The government unveiled the budget for the fiscal year 2021-22 on Friday, with the outlay kept at Rs8,478 billion and the tax target set at an ambitious Rs5,829 billion.
So what’s the government’s plan for the next fiscal year? Let’s find out:
The government has set the target of tax revenue at Rs5,829 billion, non-tax revenue at Rs2,080 billion (gross revenue receipts to be Rs7,909 billion, of which provinces will get Rs3,412 billion). Other than that, non-revenue receipts are expected to be 4,497 billion, non-bank borrowing to touch 1,241 billion, net external receipts to come in at 1,246 billion, bank borrowing to be Rs681 billion and privatization proceeds to fetch Rs252 billion. The provinces are also expected to run a surplus of Rs570 billion, which the government will repurpose to finance its spending.

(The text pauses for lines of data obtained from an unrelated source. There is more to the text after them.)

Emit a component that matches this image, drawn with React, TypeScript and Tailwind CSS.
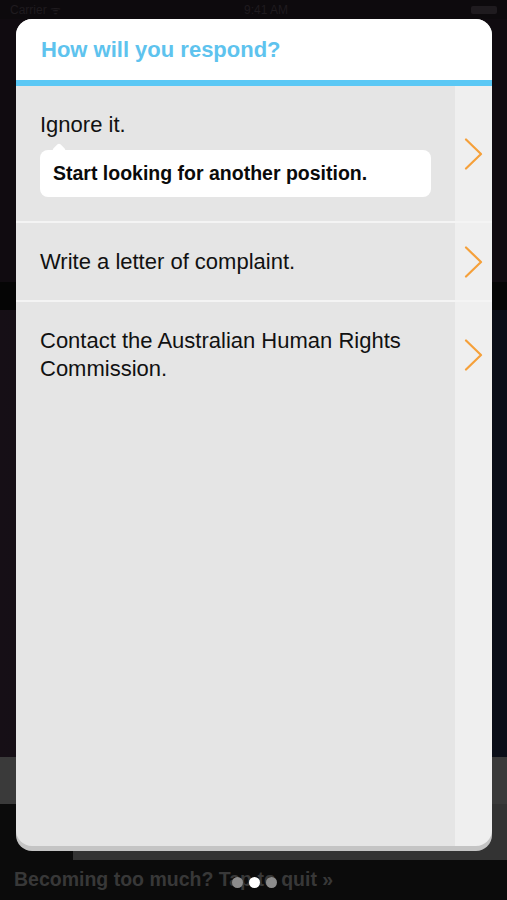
const options = [
    { id: 1, text: 'Ignore it.', hint: 'Start looking for another position.' },
    { id: 2, text: 'Write a letter of complaint.' },
    { id: 3, text: 'Contact the Australian Human Rights Commission.' },
];

function Chevron() {
    return (
        <svg width="19" height="32" viewBox="0 0 19 32" fill="none">
            <path d="M2 1.5 L17 16 L2 30.5" stroke="#f5a03a" strokeWidth="2.2" strokeLinecap="round" strokeLinejoin="round" />
        </svg>
    );
}

export default function App() {
    return (
        <div className="relative h-[900px] w-[507px] overflow-hidden bg-[#0d0a0d] font-['Liberation_Sans',Arial,sans-serif]">
            {/* screen behind the dialog */}
            <div className="flex h-full flex-col">
                <div className="flex h-[19px] items-center justify-between px-[10px] text-[12px] text-[#1f1b1f]">
                    <span>Carrier ᯤ</span>
                    <span>9:41 AM</span>
                    <span className="h-[8px] w-[26px] rounded-[2px] bg-[#1f1b1f]"></span>
                </div>
                <div className="h-[263px] bg-[#100b10]"></div>
                <div className="h-[28px] bg-[#050505]"></div>
                <div className="h-[447px] bg-gradient-to-r from-[#160f16] to-[#0a0e18]"></div>
                <div className="h-[47px] bg-[#3a3a3a]"></div>
                <div className="flex h-[56px]">
                    <div className="w-[73px] bg-[#0b0b0b]"></div>
                    <div className="flex-1 bg-[#333333]"></div>
                </div>
                <div className="relative flex flex-1 items-center bg-[#0b0b0b] px-[14px]">
                    <span className="text-[19.5px] font-bold text-[#383838]">Becoming too much? Tap to quit »</span>
                    <div className="absolute left-[232px] top-[17px] flex gap-[6px]">
                        <span className="h-[11px] w-[11px] rounded-full bg-[#8c8c8c]"></span>
                        <span className="h-[11px] w-[11px] rounded-full bg-white"></span>
                        <span className="h-[11px] w-[11px] rounded-full bg-[#8c8c8c]"></span>
                    </div>
                </div>
            </div>

            {/* dialog */}
            <div className="absolute left-[16px] top-[19px] flex h-[832px] w-[476px] flex-col overflow-hidden rounded-[16px] bg-[#c4c4c4]">
                <div className="flex h-[61px] items-center bg-white px-[25px]">
                    <h2 className="text-[22px] font-bold text-[#5ec3ee]">How will you respond?</h2>
                </div>
                <div className="h-[6px] bg-[#5bc8f5]"></div>

                <div className="mb-[5px] flex flex-1 flex-col overflow-hidden rounded-b-[16px]">
                    {options.map((o, i) => (
                        <div key={o.id} className={i < options.length - 1 ? 'border-b-2 border-[#f4f4f4]' : ''}>
                            <div className="flex">
                                <div className="flex-1 bg-[#e5e5e5] pb-[24px] pl-[24px] pr-[24px] pt-[25px]">
                                    <p className="text-[22px] leading-[28px] text-[#111]">{o.text}</p>
                                    {o.hint && (
                                        <div className="relative mt-[11px] rounded-[8px] bg-white px-[13px] py-[12px]">
                                            <span className="absolute -top-[5px] left-[14px] h-[10px] w-[10px] rotate-45 rounded-[2px] bg-white"></span>
                                            <p className="relative text-[19.5px] font-bold leading-[23px] text-[#0a0a0a]">{o.hint}</p>
                                        </div>
                                    )}
                                </div>
                                <div className="flex w-[37px] items-center justify-center bg-[#efefef]">
                                    <Chevron />
                                </div>
                            </div>
                        </div>
                    ))}
                    <div className="flex flex-1">
                        <div className="flex-1 bg-[#e5e5e5]"></div>
                        <div className="w-[37px] bg-[#efefef]"></div>
                    </div>
                </div>
            </div>
        </div>
    );
}
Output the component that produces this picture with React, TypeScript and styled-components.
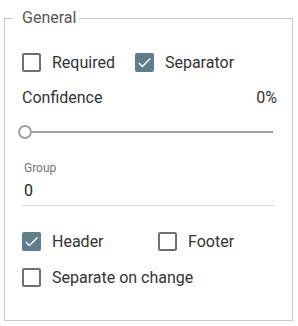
import React from "react";
import styled, { createGlobalStyle } from "styled-components";

const Global = createGlobalStyle`
  html, body { margin: 0; padding: 0; background: #fff; }
  body { font-family: Roboto, "Noto Sans", sans-serif; color: #333; }
`;

const Page = styled.div`
  width: 298px;
  height: 326px;
  box-sizing: border-box;
  padding: 10px 5px 5px 4px;
`;

const Fieldset = styled.fieldset`
  margin: 0;
  box-sizing: border-box;
  width: 289px;
  height: 311px;
  border: 1px solid #c8c8c8;
  border-radius: 0;
  padding: 14px 19px 0 17px;
  display: flex;
  flex-direction: column;
`;

const Legend = styled.legend`
  margin-left: -9px;
  padding: 0 3px 0 9px;
  font-size: 16px;
  line-height: 16px;
  color: #555;
`;

const Row = styled.div<{ $gap?: number; $mt?: number }>`
  display: flex;
  align-items: center;
  gap: ${(p) => p.$gap ?? 20}px;
  margin-top: ${(p) => p.$mt ?? 0}px;
`;

const GridRow = styled.div<{ $mt?: number }>`
  display: grid;
  grid-template-columns: 136px 1fr;
  align-items: center;
  margin-top: ${(p) => p.$mt ?? 0}px;
`;

const CheckLabel = styled.label`
  display: flex;
  align-items: center;
  gap: 11px;
  font-size: 16px;
  height: 20px;
  cursor: pointer;
`;

const Box = styled.span<{ $checked?: boolean }>`
  box-sizing: border-box;
  width: 19px;
  height: 19px;
  border-radius: 2px;
  border: ${(p) => (p.$checked ? "none" : "2px solid #707070")};
  background: ${(p) => (p.$checked ? "#5f7d8c" : "#fff")};
  display: flex;
  align-items: center;
  justify-content: center;
  flex-shrink: 0;
`;

const Check = ({ checked, label }: { checked?: boolean; label: string }) => (
  <CheckLabel>
    <Box $checked={checked}>
      {checked && (
        <svg width="17" height="17" viewBox="0 0 24 24">
          <path d="M9 16.17L4.83 12l-1.42 1.41L9 19 21 7l-1.41-1.41z" fill="#fff" />
        </svg>
      )}
    </Box>
    {label}
  </CheckLabel>
);

const SpaceRow = styled.div`
  display: flex;
  justify-content: space-between;
  align-items: center;
  font-size: 16px;
  margin-top: 16px;
  margin-right: -4px;
`;

const Slider = styled.div`
  height: 16px;
  margin-top: 17px;
  margin-left: -4px;
  display: flex;
  align-items: center;
`;

const Track = styled.div`
  flex: 1;
  height: 2px;
  background: #9e9e9e;
`;

const Thumb = styled.div`
  box-sizing: border-box;
  width: 14px;
  height: 14px;
  border-radius: 50%;
  border: 2px solid #9e9e9e;
  background: #fff;
  flex-shrink: 0;
`;

const Field = styled.div`
  margin-top: 21px;
  margin-right: -2px;
  padding-left: 2px;
  border-bottom: 1px solid #dcdcdc;
  padding-bottom: 5px;
`;

const FieldLabel = styled.div`
  font-size: 12px;
  line-height: 14px;
  color: #757575;
`;

const FieldValue = styled.div`
  font-size: 16px;
  line-height: 18px;
  margin-top: 7px;
  color: #222;
`;

export default function App() {
  return (
    <>
      <Global />
      <Page>
        <Fieldset>
          <Legend>General</Legend>
          <Row $gap={20} $mt={12}>
            <Check label="Required" />
            <Check checked label="Separator" />
          </Row>
          <SpaceRow>
            <span>Confidence</span>
            <span>0%</span>
          </SpaceRow>
          <Slider>
            <Thumb />
            <Track />
          </Slider>
          <Field>
            <FieldLabel>Group</FieldLabel>
            <FieldValue>0</FieldValue>
          </Field>
          <GridRow $mt={25}>
            <Check checked label="Header" />
            <Check label="Footer" />
          </GridRow>
          <Row $mt={16}>
            <Check label="Separate on change" />
          </Row>
        </Fieldset>
      </Page>
    </>
  );
}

Current expenditures will include interest payments of Rs3,060 billion, pensions of Rs480 billion, defence services spending of Rs1,370 billion and grants and transfers to provinces and other subsidies of Rs1,168 billion. The running of civil government is expected to incur Rs479 billion, while contingencies have been given Rs25 billion. A separate provision of Rs100 billion has been made for disaster, emergency, and COVID. There is a separate provision for ‘pay and pension’ of Rs160 billion. Apart from this, development expenditures under the federal Public Sector Development Programme have been allocated Rs900 billion, while the government also expects to lend Rs64 billion for development purposes.